La armonía se basa en la
complementariedad y proporción entre la igualdad y la diferencia. Un cuadro en
el que un motivo se repitiera innumerables veces puede resultar aborrecible. Un
caos, donde cada parte no tiene nada que ver con las demás, estrecha el alma.
La estética que aquí se expone depende de la armonía, de la interdependencia,
del valor de la singularidad en una relación de conjunto.
Una lógica basada en la pura materia y en el utilitarismo todo lo reduce y
unifica a átomos, a ceros y unos trasladables a un ordenador. Las cualidades no
serían más que distintos aspectos de la cantidad. Así, una ciencia avanzada de
puro dominio sobre la naturaleza sería capaz de transformar, más o menos, unas
cosas en otras.
La lógica de la creación, sin negar las características de la materia, da
prioridad a la cualidad, a la idea, al sentido de cada realidad como
configurador de su naturaleza o modo de ser. Los seres dependen unos de otros,
pero no son reducibles a fórmulas matemáticas comunes.

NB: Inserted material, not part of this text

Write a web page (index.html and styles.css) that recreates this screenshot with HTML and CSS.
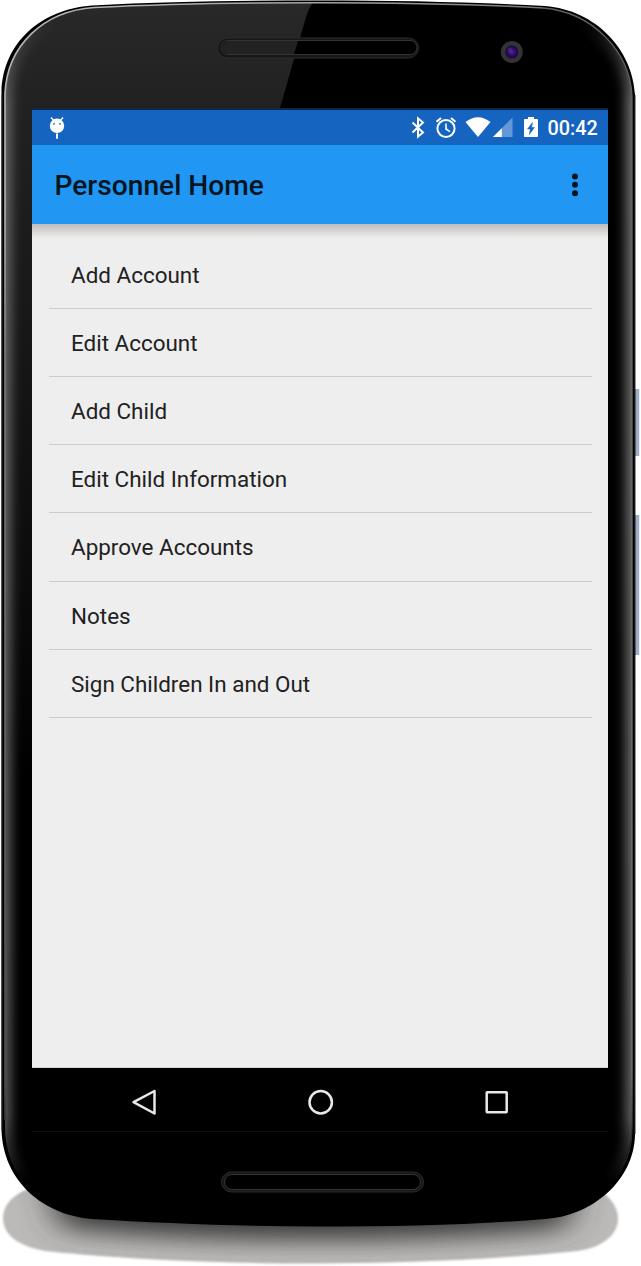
FILE: index.html
```html
<!DOCTYPE html>
<html lang="en">
<head>
<meta charset="utf-8">
<title>Personnel Home</title>
<link rel="stylesheet" href="styles.css">
</head>
<body>
<div class="device">
  <svg class="shell" width="641" height="1266" viewBox="0 0 641 1266" aria-hidden="true">
    <defs>
      <path id="body" d="M1.500 92C3 42 42 9 92 5.500C165 1.500 240 .5 318 .5C400 .5 472 2 545 6C596 10 633 50 635 95V1135C634 1180 593 1216 545 1219C470 1225 400 1226.500 318 1226.500C240 1226.500 160 1223 92 1219C43 1215 3 1181 1.500 1130Z"/>
      <path id="face" d="M5 94C7 45 44 11 94 7.500C165 4 240 2.500 318 2.500C400 2.500 472 4 543 8C592 12 630 51 632 96V1134C631 1177 592 1215 543 1218H94C45 1214 6 1180 5 1128Z"/>
      <clipPath id="faceClip"><use href="#face"/></clipPath>
      <linearGradient id="gloss" x1="0" y1="0" x2="0" y2="780" gradientUnits="userSpaceOnUse"><stop offset="0" stop-color="#292929"/><stop offset=".14" stop-color="#212121"/><stop offset=".4" stop-color="#181818"/><stop offset=".75" stop-color="#0b0b0b"/><stop offset="1" stop-color="#000"/></linearGradient>
      <linearGradient id="glow" x1="0" y1="20" x2="0" y2="1200" gradientUnits="userSpaceOnUse"><stop offset="0" stop-color="#777" stop-opacity="0"/><stop offset=".07" stop-color="#777"/><stop offset=".93" stop-color="#6c6c6c"/><stop offset=".985" stop-color="#666" stop-opacity="0"/></linearGradient>
      <linearGradient id="rimLeft" x1="0" y1="0" x2="0" y2="1200" gradientUnits="userSpaceOnUse"><stop offset="0" stop-color="#b5b5b5"/><stop offset=".18" stop-color="#aaa"/><stop offset=".3" stop-color="#777"/><stop offset=".9" stop-color="#4c4c4c"/><stop offset="1" stop-color="#000"/></linearGradient>
      <linearGradient id="rimTop" x1="92" y1="0" x2="632" y2="0" gradientUnits="userSpaceOnUse"><stop offset="0" stop-color="#b5b5b5"/><stop offset=".5" stop-color="#a0a0a0"/><stop offset="1" stop-color="#606060"/></linearGradient>
      <linearGradient id="rimRight" x1="0" y1="90" x2="0" y2="1180" gradientUnits="userSpaceOnUse"><stop offset="0" stop-color="#606060"/><stop offset=".9" stop-color="#757575"/><stop offset="1" stop-color="#000"/></linearGradient>
      <radialGradient id="lens"><stop offset="0" stop-color="#4b2587"/><stop offset=".6" stop-color="#2b0864"/><stop offset="1" stop-color="#1b073c"/></radialGradient>
      <linearGradient id="button"><stop offset="0" stop-color="#7c8797"/><stop offset=".35" stop-color="#a4b1ca"/><stop offset=".7" stop-color="#9dabc6"/><stop offset=".75" stop-color="#dde5ec"/><stop offset="1" stop-color="#eef3f5"/></linearGradient>
      <path id="shadow" d="M50 1184H575C602 1186 619 1202 618 1221C616 1238 598 1248 578 1251C490 1260 400 1263.500 312 1263.500C215 1263.500 120 1259 45 1251C17 1246 3 1234 3 1218C3 1200 22 1187 50 1184Z"/>
      <clipPath id="shadowClip"><use href="#shadow"/></clipPath>
      <filter id="soft" x="-10%" y="-10%" width="120%" height="120%"><feGaussianBlur stdDeviation="1.300"/></filter>
      <filter id="diffuse" x="-100" y="1100" width="900" height="300" filterUnits="userSpaceOnUse"><feGaussianBlur stdDeviation="17 12"/></filter>
      <filter id="edge" x="-40" y="-40" width="720" height="1340" filterUnits="userSpaceOnUse"><feGaussianBlur stdDeviation="6"/></filter>
      <filter id="fine" x="-40" y="-40" width="720" height="1340" filterUnits="userSpaceOnUse"><feGaussianBlur stdDeviation="1.500"/></filter>
    </defs>
    <use href="#shadow" fill="#bcbab8" filter="url(#soft)"/>
    <g clip-path="url(#shadowClip)">
      <path d="M46 1180H578L565 1228C420 1244 200 1244 62 1228Z" fill="#3a3a3a" filter="url(#diffuse)"/>
    </g>
    <path d="M635 389h5v67h-5zM635 515h5v140h-5z" fill="url(#button)"/>
    <use href="#body" fill="#000"/>
    <g clip-path="url(#faceClip)">
      <path d="M0 0H316Q310 4 306 17L280 108V780H0Z" fill="url(#gloss)"/>
      <g fill="none" stroke="url(#glow)">
        <path d="M94 7.500C44 11 7 45 5 94V1128C6 1180 45 1214 94 1218" stroke-width="10" filter="url(#edge)"/>
        <path d="M94 7.500C44 11 7 45 5 94V1128C6 1180 45 1214 94 1218" stroke-width="3" filter="url(#fine)" opacity=".4"/>
        <path d="M543 8C592 12 630 51 632 96V1134C631 1177 592 1215 543 1218" stroke-width="12" filter="url(#edge)"/>
        <path d="M543 8C592 12 630 51 632 96V1134C631 1177 592 1215 543 1218" stroke-width="3" filter="url(#fine)" opacity=".5"/>
      </g>
    </g>
    <g fill="none">
      <path d="M5 1120V94C7 45 44 11 94 7.500" stroke="url(#rimLeft)" stroke-width="1.700"/>
      <path d="M94 7.500C165 4 240 2.700 318 2.700C400 2.700 472 4 543 8" stroke="url(#rimTop)" stroke-width="1.500"/>
      <path d="M543 8C592 12 630 51 632 96V1125Q632 1145 625 1160" stroke="url(#rimRight)" stroke-width="1.300"/>
      <path d="M2 95V1130M635 95V1134" stroke="#252d2c"/>
    </g>
    <rect x="217.500" y="38" width="201" height="20" rx="10" fill="#171717" stroke="#2c2c2c"/>
    <path d="M228 40.500H410a7 7 0 0 1 0 14H228a7 7 0 0 1 0-14Z" fill="#000" stroke="#343434"/>
    <path d="M228 41H298L294 54H228a6.500 6.500 0 0 1 0-13Z" fill="#222"/>
    <rect x="221.500" y="1172" width="202" height="20" rx="10" fill="#171717" stroke="#2c2c2c"/>
    <rect x="224.500" y="1174.500" width="196" height="15" rx="7.500" fill="#000" stroke="#353535"/>
    <circle cx="511.800" cy="52" r="11" fill="#333"/>
    <circle cx="511.800" cy="52" r="6.600" fill="url(#lens)"/>
    <circle cx="510" cy="50" r="2.500" fill="#62449b" opacity=".35"/>
    <path d="M32 1131.500H608" stroke="#160d0b"/>
  </svg>

  <div class="screen">
    <header class="status-bar">
      <svg class="debug-icon" width="18" height="24" viewBox="0 0 18 24" aria-hidden="true"><path d="M3 1.500l3 3.500M15 1.500l-3 3.500" stroke="#fff" stroke-width="1.500"/><circle cx="9" cy="9.800" r="7.200" fill="#fff"/><path d="M9 17.500v5.300" stroke="#fff" stroke-width="2"/><circle cx="6" cy="7.800" r=".9" fill="#1565c0"/><circle cx="12" cy="7.800" r=".9" fill="#1565c0"/></svg>
      <svg class="status-icons" width="132" height="24" viewBox="0 0 132 24" aria-hidden="true">
        <g fill="none" stroke="#fff"><path d="M2.500 6.500l10.500 10-5 4.200V2.300l5 4.200-10.500 10" stroke-width="2"/>
        <circle cx="36" cy="12.500" r="8.600" stroke-width="2"/><path d="M36 7.500v5.500l4 2.700" stroke-width="1.600"/><path d="M26.500 5.700l4.500-3.700M45.500 5.700l-4.500-3.700" stroke-width="2"/></g>
        <path d="M55.500 6Q68-3.500 80.500 6L68 21Z" fill="#fff"/>
        <path d="M83 21L102.500 1.500V21Z" fill="#6499d7"/><path d="M83 21L91.800 12.200V21Z" fill="#fff"/>
        <path d="M118 1h6v2h3.200q.8 0 .8.800v16.400q0 .8-.8.800h-12.400q-.8 0-.8-.800V3.800q0-.8.800-.8h3.200Z" fill="#fff"/><path d="M122.500 6.500l-5 6.500h2.800l-1 5.500 5.200-7h-2.900Z" fill="#1565c0" stroke="#1565c0" stroke-width=".5"/>
      </svg>
      <time class="clock">00:42</time>
    </header>
    <div class="app-bar">
      <h1 class="title">Personnel Home</h1>
      <svg width="8" height="26" viewBox="0 0 8 26" aria-hidden="true"><g fill="#071520"><circle cx="4" cy="4.400" r="3"/><circle cx="4" cy="12.800" r="3"/><circle cx="4" cy="21.200" r="3"/></g></svg>
    </div>
    <main class="content">
      <ul class="menu">
        <li class="menu-item">Add Account</li>
        <li class="menu-item">Edit Account</li>
        <li class="menu-item">Add Child</li>
        <li class="menu-item">Edit Child Information</li>
        <li class="menu-item">Approve Accounts</li>
        <li class="menu-item">Notes</li>
        <li class="menu-item">Sign Children In and Out</li>
      </ul>
    </main>
    <nav class="nav-bar">
      <svg width="28" height="28" viewBox="0 0 28 28"><path d="M24.500 3V25.500L3.500 14.200Z"/></svg>
      <svg width="28" height="28" viewBox="0 0 28 28"><circle cx="13.700" cy="14.300" r="11.200"/></svg>
      <svg width="28" height="28" viewBox="0 0 28 28"><rect x="3.700" y="4.300" width="20" height="20" rx=".5"/></svg>
    </nav>
  </div>
</div>
</body>
</html>
```
FILE: styles.css
```css
* { box-sizing: border-box; }
body {
  margin: 0;
  background: #fff;
  font-family: Roboto, "Liberation Sans", sans-serif;
  overflow: hidden;
}
.device {
  position: relative;
  width: 641px;
  height: 1266px;
  padding: 108px 33px 0 32px;
}
.shell {
  position: absolute;
  inset: 0;
}
.screen {
  position: relative;
  display: flex;
  flex-direction: column;
  width: 576px;
  height: 1023px;
}
.status-bar {
  display: flex;
  align-items: center;
  height: 37px;
  border-top: 2px solid #0d274b;
  padding: 0 10px 0 16px;
  background: #1565c0;
  color: #fff;
}
.status-icons { margin-left: auto; }
.clock {
  width: 50.500px;
  margin: 2px 0 0 5.500px;
  font-size: 19.800px;
  font-weight: 500;
  line-height: 36px;
  white-space: nowrap;
}
.app-bar {
  position: relative;
  z-index: 1;
  display: flex;
  align-items: center;
  justify-content: space-between;
  height: 79px;
  padding: 0 29px 0 22.500px;
  background: #2196f3;
}
.app-bar::after {
  content: "";
  position: absolute;
  top: 100%;
  left: 0;
  right: 0;
  height: 14px;
  background: linear-gradient(#c0bdbc, #d4d3d2 45%, #eee);
}
.title {
  margin: 3px 0 0;
  color: #071520;
  font-size: 28.150px;
  font-weight: 500;
  line-height: 34px;
}
.content {
  flex: 1;
  padding: 17px 16px 0 17px;
  background: #eee;
  border-bottom: 1px solid #d0d8d3;
}
.menu {
  margin: 0;
  padding: 0;
  list-style: none;
}
.menu-item {
  height: 68.120px;
  padding: 1px 22px 0;
  border-bottom: 1px solid #ccc;
  color: #212121;
  font-size: 22.450px;
  line-height: 66px;
}
.nav-bar {
  display: flex;
  justify-content: space-between;
  align-items: center;
  height: 63px;
  padding: 5px 97px 0 98px;
  background: #000;
  fill: none;
  stroke: #e8e8e8;
  stroke-width: 2.500;
  stroke-linejoin: round;
}
```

Existen realidades
complementarias tan bellas como la mañana y la noche, la lluvia y el sol, el
hombre y la mujer. La última de ellas requiere hoy, como siempre, de nuevas
clarificaciones. Quizás una importante sea la de aceptar la propia condición
sexuada. El hombre no sabe quién es sin la mujer, pero tampoco la mujer sabe
quién es sin el hombre. La actual defensa de la igualdad de la mujer respecto
al hombre es justa y necesaria. Pero siempre que no se pretenda hacer de la
mujer una especie de copia del hombre: eso sería la mayor injusticia hecha a
las mujeres. La mujer es más decisiva que el hombre: vital, afectiva y comprensivamente.
La mayor presencia de los hombres en la historia de la vida pública, no es sino
el envés de la mayor presencia de las mujeres en la vida privada, un ámbito
mucho más decisivo para la persona humana.
La mujer es más receptiva que el varón: biológica, psíquica y espiritualmente:
puede comprender más, sufrir más y amar más. Aunque tiene igual dignidad que el
sexo masculino, sus condiciones reflejan mejor la condición de criatura que nos
es propia. El ascenso de la mujer al mundo académico y laboral es un feliz
logro histórico, en el que queda mucho trecho por recorrer. Pero sí ese ascenso
profesional se realiza a costa de un descenso antropológico, denostando valores
tan claves como el de la maternidad, se produce un desorden muy grave.
La lógica de la creación lleva también a la lógica de la natalidad, de la
celebración de la vida surgida del amor; engendrada en la belleza, como diría
Platón. Pues bien: una cosa es tener los hijos que cada uno estime oportunos, y
otra es establecer una radical separación entre la sexualidad y la paternidad.
En este desgarro, surge una mentalidad anticonceptiva y abortista que niega la
condición humana del hijo en gestación. La actual industria mundial del aborto,
la eliminación planificada y legalizada de millones de vidas humanas, es una
especie de oscuro suicidio. Sí un hombre y una mujer aman su propia vida, con
sus luces y sombras, encuentran sentido para hacer de su amor vida personal en
los hijos. Cuando no se ama la propia existencia no hay motivos suficientes
para trascenderse en los hijos. Existen motivos diversos y urgentes para promover
la natalidad: el recambio generacional, la sostenibilidad de las pensiones, o
la elemental evidencia de que a cada uno de nosotros sí nos permitieron nacer.
Pero la raíz más íntima del problema pienso que está en la aceptación de la
propia condición humana individual, una aceptación que es imprescindible para
poder mirar al mundo con esperanza, siendo así transmisores de la vida.
Promover mejoras sociales, fomentar condiciones de igualdad laboral entre
mujeres y varones, solucionar aberraciones como la violencia machista contra
las mujeres, son una urgencia social inaplazable. Pero otra cosa distinta es
dinamitar los fundamentos de la familia y de la sociedad. La mirada del padre y
de la madre se encuentran en la de los hijos, en un círculo virtuoso. Si solo
se encuentran dos miradas que no quieren dar vida, la pasión momentánea no es
más que un egoísmo que puede dar paso al desprecio o al odio.
Como el mundo es duro y paradójico, no son pocos los matrimonios que quieren
tener hijos pero su biología no acompaña su decisión. Sabedores que un hijo no
es un objeto, ni un derecho manipulable artificialmente, ejercen su paternidad
moral respecto a hijos de otras personas. Estos padres, pues la paternidad no
se restringe a la biología, pueden llegar a tener una visión de la filiación y
de la paternidad mucho más profunda que los padres que sí tienen hijos. Esto se
debe a que, aceptada la situación personal, las personas y las situaciones se
valoran mucho más cuando, pese a amarlas, no se tienen.